How the 21 Republican holdouts voted in each round, Graphic courtesy of the Washington Post

However, after 3 days and 11 unsuccessful votes, concessions had to be made. Going into Friday, the 6th, these concessions offered worked, with McCarthy getting 213 votes in the 12th round, 13 more than in the 11th round of voting the evening prior. After gaining 3 more votes in two more rounds on Friday, the 15th and final vote for the Speaker ended around 12:30 a.m. the next day, with McCarthy getting the same 216 votes. However, he got six Representatives to vote ‘present,’ thus lowering the threshold required to win, securing him the Speaker title. He received his gavel around 1:00 a.m., and representatives were finally sworn in by 1:30 a.m. that Saturday morning.

Key concessions given by McCarthy included allowing one lawmaker to trigger a speakership election (essentially a vote of no confidence), limits on government spending, preferential spots on House subcommittees for holdouts, and other changes to House rules. Representatives on both sides of the aisle expressed concerns about the closed-door nature of these concessions, as the majority of representatives do not know the entire deal promised to the holdouts.

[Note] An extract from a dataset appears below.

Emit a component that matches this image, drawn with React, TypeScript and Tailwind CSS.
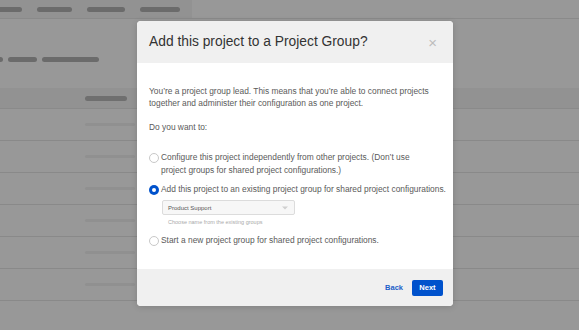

Results of the 15th round which elected McCarthy as House Speaker, graphic courtesy of the Washington Post

Opinions varied on whether the fault lay with Rep. McCarthy or with the Freedom Caucus, with Mr. Whitcomb explaining, “I think it’s McCarthy’s job to get the majority. That’s your job if you want to be the Speaker of the House. So his job is to convince enough people, 218 people, that he’s the man for the job. I don’t think you can blame anyone but McCarthy, it’s his responsibility.” In contrast, Mr. Houvouras stated, “I think there is plenty of blame to go around. You’ve got a group of lunatics who are hoping to overthrow a democratically elected government, and they are holding the rest of their party hostage essentially. However, if their party ever had the intestinal fortitude to stand up to them and the lunatic base of their party, then they wouldn’t have to worry about this. But as it is, none of the moderates want to oppose the fanatics, because the moderates believe that they will be treated like Liz Cheney, censored, treated poorly, ousted by the party because they’re acting like a normal politician.”

There was some common ground, however, in that there is a clear divide within the Republican Party. On this divide, Mr. Houvouras stated, “Absolutely, there is clearly an obvious fascist-leaning side of the Republican Party. And because the moderates have not pushed back hard enough against this in the last 5-6 years, they are now reaping what they have sown. If they had had some pushback, we say this about other countries all the time, when we look at countries where there is an Islamic fascist government in charge, such as Iran, we are always like ‘where are the moderates?’ and what we are seeing in our country is that we are no different in that the moderates haven’t done enough.”

While sharing similar thoughts about the divide within the GOP, Mr. Whitcomb sees the split differently, saying, “It is going in three directions: you got your Trump and who’s going down with that train, you got the establishment, which many people in the Freedom Caucus think McCarthy is an establishment guy who will keep doing the same things, then you got your new ‘I don’t want Trump, and I don’t want establishment.'”

In contrast, the Democrats were united around Rep. Hakeem Jeffries, who received all 212 votes from his party (when all members were present), receiving more votes than Speaker McCarthy in the majority of rounds. With this, he became the first African-American lawmaker to lead a party in Congress.

Following a disappointing midterm cycle for the GOP, this divisiveness leaves a lot of questions left to be answered looking forward. With the 2024 presidential cycle less than 2 years away, presidential campaigns will start in late 2023. At this time, Republican leaders and voters alike will have to decide whether to throw their support behind Trump once again, or whether to move on to someone new.